What is required: Drop every picture, then transcribe the remaining data exactly.

Source data:

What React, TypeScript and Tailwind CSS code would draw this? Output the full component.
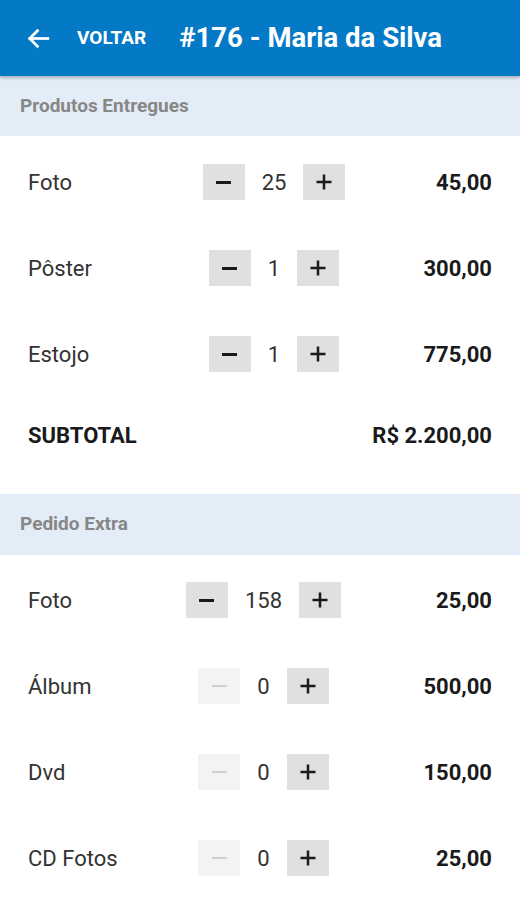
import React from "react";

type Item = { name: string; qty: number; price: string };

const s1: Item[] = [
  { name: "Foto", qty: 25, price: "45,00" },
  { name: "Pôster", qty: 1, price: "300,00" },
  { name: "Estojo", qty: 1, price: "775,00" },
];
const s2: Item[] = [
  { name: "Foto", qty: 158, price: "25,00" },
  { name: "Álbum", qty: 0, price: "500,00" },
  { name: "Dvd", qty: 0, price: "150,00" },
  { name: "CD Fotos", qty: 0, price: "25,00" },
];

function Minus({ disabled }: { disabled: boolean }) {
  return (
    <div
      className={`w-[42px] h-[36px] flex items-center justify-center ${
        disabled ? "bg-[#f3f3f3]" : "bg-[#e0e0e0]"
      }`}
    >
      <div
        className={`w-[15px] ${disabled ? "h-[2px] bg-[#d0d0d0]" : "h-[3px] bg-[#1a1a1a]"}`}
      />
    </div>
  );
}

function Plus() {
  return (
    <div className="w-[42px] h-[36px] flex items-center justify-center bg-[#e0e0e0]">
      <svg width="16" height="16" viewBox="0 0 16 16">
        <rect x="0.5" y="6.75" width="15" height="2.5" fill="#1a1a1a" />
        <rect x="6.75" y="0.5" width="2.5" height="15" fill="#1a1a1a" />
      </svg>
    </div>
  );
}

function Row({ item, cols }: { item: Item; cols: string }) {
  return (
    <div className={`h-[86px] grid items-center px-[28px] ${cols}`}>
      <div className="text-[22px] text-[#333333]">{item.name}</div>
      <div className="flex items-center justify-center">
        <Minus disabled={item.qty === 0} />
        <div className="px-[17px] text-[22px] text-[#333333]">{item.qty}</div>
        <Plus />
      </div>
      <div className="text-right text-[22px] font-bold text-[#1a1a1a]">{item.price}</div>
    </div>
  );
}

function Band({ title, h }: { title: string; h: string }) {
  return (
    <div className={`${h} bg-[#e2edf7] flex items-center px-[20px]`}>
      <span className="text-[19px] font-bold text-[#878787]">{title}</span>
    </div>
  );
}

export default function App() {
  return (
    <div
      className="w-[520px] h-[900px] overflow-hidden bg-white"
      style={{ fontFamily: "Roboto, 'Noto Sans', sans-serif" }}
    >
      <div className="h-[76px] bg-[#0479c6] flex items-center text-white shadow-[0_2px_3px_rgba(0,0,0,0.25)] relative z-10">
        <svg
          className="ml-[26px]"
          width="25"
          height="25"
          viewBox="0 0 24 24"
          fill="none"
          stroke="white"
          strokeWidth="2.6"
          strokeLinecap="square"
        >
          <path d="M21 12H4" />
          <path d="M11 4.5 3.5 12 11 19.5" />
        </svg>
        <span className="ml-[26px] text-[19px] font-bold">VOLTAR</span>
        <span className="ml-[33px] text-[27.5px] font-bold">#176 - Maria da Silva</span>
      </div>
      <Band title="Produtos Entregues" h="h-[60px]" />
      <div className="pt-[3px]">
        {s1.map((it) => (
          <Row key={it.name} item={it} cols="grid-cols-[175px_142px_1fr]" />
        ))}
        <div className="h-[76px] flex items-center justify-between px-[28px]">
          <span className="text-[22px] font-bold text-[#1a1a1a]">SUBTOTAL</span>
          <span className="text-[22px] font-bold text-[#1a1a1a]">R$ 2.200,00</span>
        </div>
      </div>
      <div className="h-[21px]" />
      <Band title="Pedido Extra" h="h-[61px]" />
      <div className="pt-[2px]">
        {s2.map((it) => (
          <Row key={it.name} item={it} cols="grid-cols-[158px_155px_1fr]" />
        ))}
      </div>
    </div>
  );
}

Result of the exercise:
What React, TypeScript and Tailwind CSS code would draw this? Output the full component.
import React from "react";

type Item = { name: string; qty: number; price: string };

const s1: Item[] = [
  { name: "Foto", qty: 25, price: "45,00" },
  { name: "Pôster", qty: 1, price: "300,00" },
  { name: "Estojo", qty: 1, price: "775,00" },
];
const s2: Item[] = [
  { name: "Foto", qty: 158, price: "25,00" },
  { name: "Álbum", qty: 0, price: "500,00" },
  { name: "Dvd", qty: 0, price: "150,00" },
  { name: "CD Fotos", qty: 0, price: "25,00" },
];

function Minus({ disabled }: { disabled: boolean }) {
  return (
    <div
      className={`w-[42px] h-[36px] flex items-center justify-center ${
        disabled ? "bg-[#f3f3f3]" : "bg-[#e0e0e0]"
      }`}
    >
      <div
        className={`w-[15px] ${disabled ? "h-[2px] bg-[#d0d0d0]" : "h-[3px] bg-[#1a1a1a]"}`}
      />
    </div>
  );
}

function Plus() {
  return (
    <div className="w-[42px] h-[36px] flex items-center justify-center bg-[#e0e0e0]">
      <svg width="16" height="16" viewBox="0 0 16 16">
        <rect x="0.5" y="6.75" width="15" height="2.5" fill="#1a1a1a" />
        <rect x="6.75" y="0.5" width="2.5" height="15" fill="#1a1a1a" />
      </svg>
    </div>
  );
}

function Row({ item, cols }: { item: Item; cols: string }) {
  return (
    <div className={`h-[86px] grid items-center px-[28px] ${cols}`}>
      <div className="text-[22px] text-[#333333]">{item.name}</div>
      <div className="flex items-center justify-center">
        <Minus disabled={item.qty === 0} />
        <div className="px-[17px] text-[22px] text-[#333333]">{item.qty}</div>
        <Plus />
      </div>
      <div className="text-right text-[22px] font-bold text-[#1a1a1a]">{item.price}</div>
    </div>
  );
}

function Band({ title, h }: { title: string; h: string }) {
  return (
    <div className={`${h} bg-[#e2edf7] flex items-center px-[20px]`}>
      <span className="text-[19px] font-bold text-[#878787]">{title}</span>
    </div>
  );
}

export default function App() {
  return (
    <div
      className="w-[520px] h-[900px] overflow-hidden bg-white"
      style={{ fontFamily: "Roboto, 'Noto Sans', sans-serif" }}
    >
      <div className="h-[76px] bg-[#0479c6] flex items-center text-white shadow-[0_2px_3px_rgba(0,0,0,0.25)] relative z-10">
        <svg
          className="ml-[26px]"
          width="25"
          height="25"
          viewBox="0 0 24 24"
          fill="none"
          stroke="white"
          strokeWidth="2.6"
          strokeLinecap="square"
        >
          <path d="M21 12H4" />
          <path d="M11 4.5 3.5 12 11 19.5" />
        </svg>
        <span className="ml-[26px] text-[19px] font-bold">VOLTAR</span>
        <span className="ml-[33px] text-[27.5px] font-bold">#176 - Maria da Silva</span>
      </div>
      <Band title="Produtos Entregues" h="h-[60px]" />
      <div className="pt-[3px]">
        {s1.map((it) => (
          <Row key={it.name} item={it} cols="grid-cols-[175px_142px_1fr]" />
        ))}
        <div className="h-[76px] flex items-center justify-between px-[28px]">
          <span className="text-[22px] font-bold text-[#1a1a1a]">SUBTOTAL</span>
          <span className="text-[22px] font-bold text-[#1a1a1a]">R$ 2.200,00</span>
        </div>
      </div>
      <div className="h-[21px]" />
      <Band title="Pedido Extra" h="h-[61px]" />
      <div className="pt-[2px]">
        {s2.map((it) => (
          <Row key={it.name} item={it} cols="grid-cols-[158px_155px_1fr]" />
        ))}
      </div>
    </div>
  );
}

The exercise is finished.